:: REQUEST ::
Copy each line of the entries that contains the word "index".

:: RECORD SET ::
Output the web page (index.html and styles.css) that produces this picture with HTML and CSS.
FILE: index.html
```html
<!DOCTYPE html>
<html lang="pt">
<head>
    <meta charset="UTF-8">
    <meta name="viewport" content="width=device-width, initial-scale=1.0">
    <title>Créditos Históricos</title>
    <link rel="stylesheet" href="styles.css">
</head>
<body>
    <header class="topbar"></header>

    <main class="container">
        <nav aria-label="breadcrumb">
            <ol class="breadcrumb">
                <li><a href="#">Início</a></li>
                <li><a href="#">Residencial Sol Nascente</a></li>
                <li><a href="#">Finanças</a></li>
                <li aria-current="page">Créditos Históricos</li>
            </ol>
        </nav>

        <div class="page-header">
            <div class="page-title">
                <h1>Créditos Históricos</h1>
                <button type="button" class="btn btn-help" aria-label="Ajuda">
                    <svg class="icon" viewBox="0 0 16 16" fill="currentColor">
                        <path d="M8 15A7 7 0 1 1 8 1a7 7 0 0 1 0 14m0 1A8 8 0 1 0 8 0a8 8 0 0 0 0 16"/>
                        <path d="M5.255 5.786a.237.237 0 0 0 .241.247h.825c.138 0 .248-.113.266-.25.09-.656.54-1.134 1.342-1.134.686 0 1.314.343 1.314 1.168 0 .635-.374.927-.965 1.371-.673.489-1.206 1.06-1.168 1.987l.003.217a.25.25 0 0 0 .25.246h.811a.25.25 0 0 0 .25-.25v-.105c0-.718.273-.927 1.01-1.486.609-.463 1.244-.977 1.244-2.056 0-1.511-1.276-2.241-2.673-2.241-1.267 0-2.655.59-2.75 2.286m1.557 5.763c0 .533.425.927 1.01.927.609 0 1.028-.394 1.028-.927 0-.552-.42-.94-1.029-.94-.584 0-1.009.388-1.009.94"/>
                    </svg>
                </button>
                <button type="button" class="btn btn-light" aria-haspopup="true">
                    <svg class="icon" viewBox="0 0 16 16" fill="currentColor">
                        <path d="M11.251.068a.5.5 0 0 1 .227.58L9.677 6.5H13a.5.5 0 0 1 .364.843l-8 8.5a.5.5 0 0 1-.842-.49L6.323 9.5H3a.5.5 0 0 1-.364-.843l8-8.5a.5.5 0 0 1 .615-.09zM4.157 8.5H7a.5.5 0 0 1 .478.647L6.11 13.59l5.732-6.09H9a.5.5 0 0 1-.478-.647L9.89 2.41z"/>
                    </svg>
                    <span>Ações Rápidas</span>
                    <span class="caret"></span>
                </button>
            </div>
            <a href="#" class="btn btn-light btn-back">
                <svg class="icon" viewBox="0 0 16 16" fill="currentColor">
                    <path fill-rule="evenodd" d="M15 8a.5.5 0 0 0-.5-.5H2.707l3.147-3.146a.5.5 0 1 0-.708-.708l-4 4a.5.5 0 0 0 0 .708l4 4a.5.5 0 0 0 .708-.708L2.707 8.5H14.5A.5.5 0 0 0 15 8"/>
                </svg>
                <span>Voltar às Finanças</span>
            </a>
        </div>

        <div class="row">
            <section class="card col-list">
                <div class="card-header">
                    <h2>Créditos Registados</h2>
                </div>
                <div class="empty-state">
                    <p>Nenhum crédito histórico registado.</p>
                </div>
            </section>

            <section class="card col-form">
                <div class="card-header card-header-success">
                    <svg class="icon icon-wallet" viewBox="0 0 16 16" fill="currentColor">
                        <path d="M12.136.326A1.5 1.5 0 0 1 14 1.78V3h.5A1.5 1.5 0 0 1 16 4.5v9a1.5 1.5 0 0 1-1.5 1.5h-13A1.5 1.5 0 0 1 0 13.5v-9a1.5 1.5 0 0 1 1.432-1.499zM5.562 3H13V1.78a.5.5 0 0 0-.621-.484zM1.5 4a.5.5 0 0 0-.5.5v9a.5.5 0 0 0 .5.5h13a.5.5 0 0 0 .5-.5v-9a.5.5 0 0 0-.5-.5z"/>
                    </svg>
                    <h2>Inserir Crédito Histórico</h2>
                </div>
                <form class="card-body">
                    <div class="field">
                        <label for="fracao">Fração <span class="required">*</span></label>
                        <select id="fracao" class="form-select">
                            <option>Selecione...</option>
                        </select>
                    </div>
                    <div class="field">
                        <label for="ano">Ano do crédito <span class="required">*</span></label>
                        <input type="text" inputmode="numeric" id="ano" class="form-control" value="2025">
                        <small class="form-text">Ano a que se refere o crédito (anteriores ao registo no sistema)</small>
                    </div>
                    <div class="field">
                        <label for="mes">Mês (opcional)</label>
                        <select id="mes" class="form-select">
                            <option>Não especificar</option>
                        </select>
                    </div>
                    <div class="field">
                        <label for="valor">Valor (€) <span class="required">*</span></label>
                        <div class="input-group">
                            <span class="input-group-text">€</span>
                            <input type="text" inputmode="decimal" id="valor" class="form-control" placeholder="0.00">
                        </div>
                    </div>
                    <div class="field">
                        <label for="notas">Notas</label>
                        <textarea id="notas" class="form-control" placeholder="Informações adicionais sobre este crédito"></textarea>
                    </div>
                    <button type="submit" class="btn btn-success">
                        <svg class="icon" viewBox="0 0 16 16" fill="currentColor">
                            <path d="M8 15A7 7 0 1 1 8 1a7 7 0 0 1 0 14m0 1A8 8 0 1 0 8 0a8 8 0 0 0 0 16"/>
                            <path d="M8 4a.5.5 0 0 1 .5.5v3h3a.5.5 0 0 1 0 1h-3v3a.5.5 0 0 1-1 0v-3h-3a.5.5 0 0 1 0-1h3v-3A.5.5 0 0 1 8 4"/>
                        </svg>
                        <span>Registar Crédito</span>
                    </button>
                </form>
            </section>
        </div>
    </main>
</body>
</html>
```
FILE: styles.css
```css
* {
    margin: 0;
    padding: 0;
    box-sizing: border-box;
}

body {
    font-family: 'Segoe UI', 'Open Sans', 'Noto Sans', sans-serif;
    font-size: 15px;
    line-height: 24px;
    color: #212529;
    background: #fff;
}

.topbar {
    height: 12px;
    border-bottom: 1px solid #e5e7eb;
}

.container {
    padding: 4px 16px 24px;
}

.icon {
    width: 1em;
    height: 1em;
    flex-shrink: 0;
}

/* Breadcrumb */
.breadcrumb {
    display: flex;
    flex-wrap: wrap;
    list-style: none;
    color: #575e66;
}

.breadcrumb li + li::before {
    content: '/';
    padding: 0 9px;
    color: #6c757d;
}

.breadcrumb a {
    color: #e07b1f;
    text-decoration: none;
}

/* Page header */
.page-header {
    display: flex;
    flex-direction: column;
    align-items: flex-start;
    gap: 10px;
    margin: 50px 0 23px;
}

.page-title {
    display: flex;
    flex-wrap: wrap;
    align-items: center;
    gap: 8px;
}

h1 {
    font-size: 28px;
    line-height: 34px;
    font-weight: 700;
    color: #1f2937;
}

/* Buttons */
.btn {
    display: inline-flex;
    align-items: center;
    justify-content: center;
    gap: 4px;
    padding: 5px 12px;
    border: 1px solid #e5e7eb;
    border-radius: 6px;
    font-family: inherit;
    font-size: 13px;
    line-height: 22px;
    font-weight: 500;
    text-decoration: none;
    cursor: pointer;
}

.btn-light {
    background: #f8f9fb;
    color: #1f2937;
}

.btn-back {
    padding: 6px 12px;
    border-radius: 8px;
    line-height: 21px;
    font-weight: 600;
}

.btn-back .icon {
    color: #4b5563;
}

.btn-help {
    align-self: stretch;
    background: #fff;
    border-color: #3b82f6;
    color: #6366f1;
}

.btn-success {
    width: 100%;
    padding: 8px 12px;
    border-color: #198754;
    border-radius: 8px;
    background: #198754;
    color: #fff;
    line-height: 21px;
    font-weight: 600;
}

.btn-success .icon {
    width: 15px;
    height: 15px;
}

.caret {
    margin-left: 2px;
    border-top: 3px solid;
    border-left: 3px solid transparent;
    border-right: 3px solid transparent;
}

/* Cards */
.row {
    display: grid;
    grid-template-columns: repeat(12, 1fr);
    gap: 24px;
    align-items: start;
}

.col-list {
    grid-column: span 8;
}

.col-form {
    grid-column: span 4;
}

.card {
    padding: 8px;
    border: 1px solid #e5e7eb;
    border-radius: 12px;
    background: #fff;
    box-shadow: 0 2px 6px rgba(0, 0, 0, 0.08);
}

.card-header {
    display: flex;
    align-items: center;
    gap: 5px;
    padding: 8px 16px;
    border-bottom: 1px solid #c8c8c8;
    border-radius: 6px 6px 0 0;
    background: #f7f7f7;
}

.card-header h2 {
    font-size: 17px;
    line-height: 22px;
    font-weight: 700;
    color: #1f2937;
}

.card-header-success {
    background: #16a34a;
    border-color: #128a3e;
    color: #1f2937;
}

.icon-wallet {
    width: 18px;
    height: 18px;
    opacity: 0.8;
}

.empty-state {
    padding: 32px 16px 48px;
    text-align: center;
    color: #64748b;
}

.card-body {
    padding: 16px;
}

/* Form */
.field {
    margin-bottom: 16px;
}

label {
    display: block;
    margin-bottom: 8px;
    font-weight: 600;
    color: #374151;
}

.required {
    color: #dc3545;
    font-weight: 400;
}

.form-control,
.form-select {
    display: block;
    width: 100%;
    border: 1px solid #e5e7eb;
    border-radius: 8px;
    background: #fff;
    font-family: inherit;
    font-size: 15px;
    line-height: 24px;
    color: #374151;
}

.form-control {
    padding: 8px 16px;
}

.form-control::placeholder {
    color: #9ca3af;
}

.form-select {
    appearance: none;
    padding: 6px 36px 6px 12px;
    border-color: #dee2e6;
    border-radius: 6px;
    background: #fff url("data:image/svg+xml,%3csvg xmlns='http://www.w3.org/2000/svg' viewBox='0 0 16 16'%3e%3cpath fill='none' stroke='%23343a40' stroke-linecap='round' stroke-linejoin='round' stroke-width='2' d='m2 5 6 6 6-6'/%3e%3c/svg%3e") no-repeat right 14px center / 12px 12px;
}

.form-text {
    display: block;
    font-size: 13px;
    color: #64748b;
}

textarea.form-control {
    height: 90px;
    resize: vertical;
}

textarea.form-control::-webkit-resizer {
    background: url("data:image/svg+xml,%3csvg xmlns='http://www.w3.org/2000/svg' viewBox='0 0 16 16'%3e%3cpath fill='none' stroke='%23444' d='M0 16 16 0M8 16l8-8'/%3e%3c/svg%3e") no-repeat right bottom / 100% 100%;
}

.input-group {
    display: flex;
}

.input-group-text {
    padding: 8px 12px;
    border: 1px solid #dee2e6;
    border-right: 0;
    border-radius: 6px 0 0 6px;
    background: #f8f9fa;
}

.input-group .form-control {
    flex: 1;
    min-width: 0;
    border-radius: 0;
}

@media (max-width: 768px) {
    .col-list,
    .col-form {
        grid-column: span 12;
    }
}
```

* * *

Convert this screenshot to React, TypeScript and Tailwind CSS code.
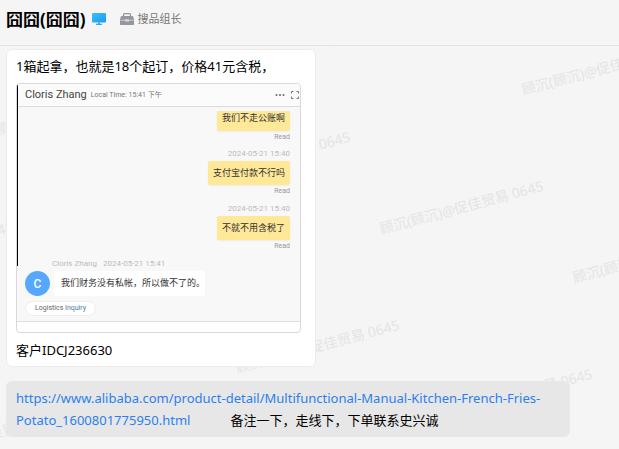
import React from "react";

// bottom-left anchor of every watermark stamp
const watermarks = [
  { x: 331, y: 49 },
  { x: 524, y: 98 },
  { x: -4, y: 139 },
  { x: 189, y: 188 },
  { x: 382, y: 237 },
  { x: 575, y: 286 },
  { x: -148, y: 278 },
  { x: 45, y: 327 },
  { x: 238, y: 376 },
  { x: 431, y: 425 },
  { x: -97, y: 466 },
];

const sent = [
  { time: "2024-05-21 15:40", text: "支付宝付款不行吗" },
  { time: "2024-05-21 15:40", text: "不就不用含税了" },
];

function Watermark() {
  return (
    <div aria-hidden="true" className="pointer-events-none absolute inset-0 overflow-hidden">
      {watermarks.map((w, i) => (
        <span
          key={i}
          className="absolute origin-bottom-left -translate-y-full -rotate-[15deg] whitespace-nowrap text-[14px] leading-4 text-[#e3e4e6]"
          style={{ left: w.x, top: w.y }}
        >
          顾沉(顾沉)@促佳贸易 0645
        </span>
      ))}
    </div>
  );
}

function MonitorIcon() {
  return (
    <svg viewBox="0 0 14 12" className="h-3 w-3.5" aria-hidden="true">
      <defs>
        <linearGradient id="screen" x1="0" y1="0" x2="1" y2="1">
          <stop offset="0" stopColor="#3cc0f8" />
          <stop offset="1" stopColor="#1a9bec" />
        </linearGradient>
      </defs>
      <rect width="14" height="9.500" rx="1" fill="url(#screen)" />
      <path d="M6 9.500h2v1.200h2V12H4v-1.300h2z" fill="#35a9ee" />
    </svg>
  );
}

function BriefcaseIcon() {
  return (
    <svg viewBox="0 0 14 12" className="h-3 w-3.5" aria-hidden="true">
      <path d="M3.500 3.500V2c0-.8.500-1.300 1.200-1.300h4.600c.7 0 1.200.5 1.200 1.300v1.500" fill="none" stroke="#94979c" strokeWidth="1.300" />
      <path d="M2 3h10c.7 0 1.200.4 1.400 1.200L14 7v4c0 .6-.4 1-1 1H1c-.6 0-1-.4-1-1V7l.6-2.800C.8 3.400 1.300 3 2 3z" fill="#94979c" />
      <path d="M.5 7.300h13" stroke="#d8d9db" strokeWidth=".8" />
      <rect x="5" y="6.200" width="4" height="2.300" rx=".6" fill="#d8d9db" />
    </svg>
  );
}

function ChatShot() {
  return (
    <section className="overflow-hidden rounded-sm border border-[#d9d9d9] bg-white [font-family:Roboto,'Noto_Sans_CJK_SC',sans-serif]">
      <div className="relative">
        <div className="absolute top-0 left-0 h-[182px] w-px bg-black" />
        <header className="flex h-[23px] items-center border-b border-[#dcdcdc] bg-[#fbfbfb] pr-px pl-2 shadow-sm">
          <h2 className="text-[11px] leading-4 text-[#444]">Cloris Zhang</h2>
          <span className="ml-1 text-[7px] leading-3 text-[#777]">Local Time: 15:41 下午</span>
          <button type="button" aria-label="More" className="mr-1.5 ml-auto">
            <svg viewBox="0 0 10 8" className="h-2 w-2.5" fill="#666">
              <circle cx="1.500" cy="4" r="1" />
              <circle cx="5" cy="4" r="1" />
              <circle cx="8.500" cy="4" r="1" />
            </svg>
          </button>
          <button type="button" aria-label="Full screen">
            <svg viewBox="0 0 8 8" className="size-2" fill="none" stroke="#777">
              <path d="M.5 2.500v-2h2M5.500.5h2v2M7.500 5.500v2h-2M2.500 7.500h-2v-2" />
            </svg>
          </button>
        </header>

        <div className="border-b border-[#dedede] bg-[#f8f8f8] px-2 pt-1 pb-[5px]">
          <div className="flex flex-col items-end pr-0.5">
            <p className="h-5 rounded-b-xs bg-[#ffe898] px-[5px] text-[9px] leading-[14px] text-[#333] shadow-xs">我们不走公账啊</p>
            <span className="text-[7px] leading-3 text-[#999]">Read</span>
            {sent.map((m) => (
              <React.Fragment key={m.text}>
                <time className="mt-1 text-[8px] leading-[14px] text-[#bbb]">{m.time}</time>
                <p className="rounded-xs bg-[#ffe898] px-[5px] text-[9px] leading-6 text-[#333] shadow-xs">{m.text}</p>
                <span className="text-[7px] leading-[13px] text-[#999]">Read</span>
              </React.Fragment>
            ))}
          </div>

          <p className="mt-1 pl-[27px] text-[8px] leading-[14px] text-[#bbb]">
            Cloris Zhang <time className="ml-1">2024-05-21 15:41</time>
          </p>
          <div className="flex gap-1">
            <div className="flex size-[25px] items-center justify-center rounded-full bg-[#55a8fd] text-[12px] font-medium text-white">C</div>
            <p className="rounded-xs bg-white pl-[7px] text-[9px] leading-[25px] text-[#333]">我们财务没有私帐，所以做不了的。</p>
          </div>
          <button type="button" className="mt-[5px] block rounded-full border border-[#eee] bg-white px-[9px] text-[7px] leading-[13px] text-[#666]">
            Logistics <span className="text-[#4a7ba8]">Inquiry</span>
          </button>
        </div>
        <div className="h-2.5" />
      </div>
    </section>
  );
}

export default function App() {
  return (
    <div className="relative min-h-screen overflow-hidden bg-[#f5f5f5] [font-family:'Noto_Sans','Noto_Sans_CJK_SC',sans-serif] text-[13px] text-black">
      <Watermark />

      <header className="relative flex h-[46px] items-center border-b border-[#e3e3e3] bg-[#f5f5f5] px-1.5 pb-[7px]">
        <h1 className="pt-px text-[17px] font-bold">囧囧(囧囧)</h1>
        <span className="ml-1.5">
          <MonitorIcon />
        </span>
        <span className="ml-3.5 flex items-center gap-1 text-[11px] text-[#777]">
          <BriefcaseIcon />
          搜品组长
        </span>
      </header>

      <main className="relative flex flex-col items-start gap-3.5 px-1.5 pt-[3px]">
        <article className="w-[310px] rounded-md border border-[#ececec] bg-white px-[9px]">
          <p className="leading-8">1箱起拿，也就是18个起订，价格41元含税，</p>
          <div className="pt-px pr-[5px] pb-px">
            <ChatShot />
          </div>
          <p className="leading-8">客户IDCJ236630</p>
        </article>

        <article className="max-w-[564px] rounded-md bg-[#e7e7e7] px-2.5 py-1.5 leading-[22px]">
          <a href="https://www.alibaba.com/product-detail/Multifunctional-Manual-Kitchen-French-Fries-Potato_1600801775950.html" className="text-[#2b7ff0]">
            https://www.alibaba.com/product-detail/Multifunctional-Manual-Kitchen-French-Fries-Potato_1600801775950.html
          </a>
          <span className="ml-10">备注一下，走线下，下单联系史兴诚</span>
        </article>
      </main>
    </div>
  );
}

:: PROBLEM SOLUTION ::
Output the web page (index.html and styles.css) that produces this picture with HTML and CSS.
FILE: index.html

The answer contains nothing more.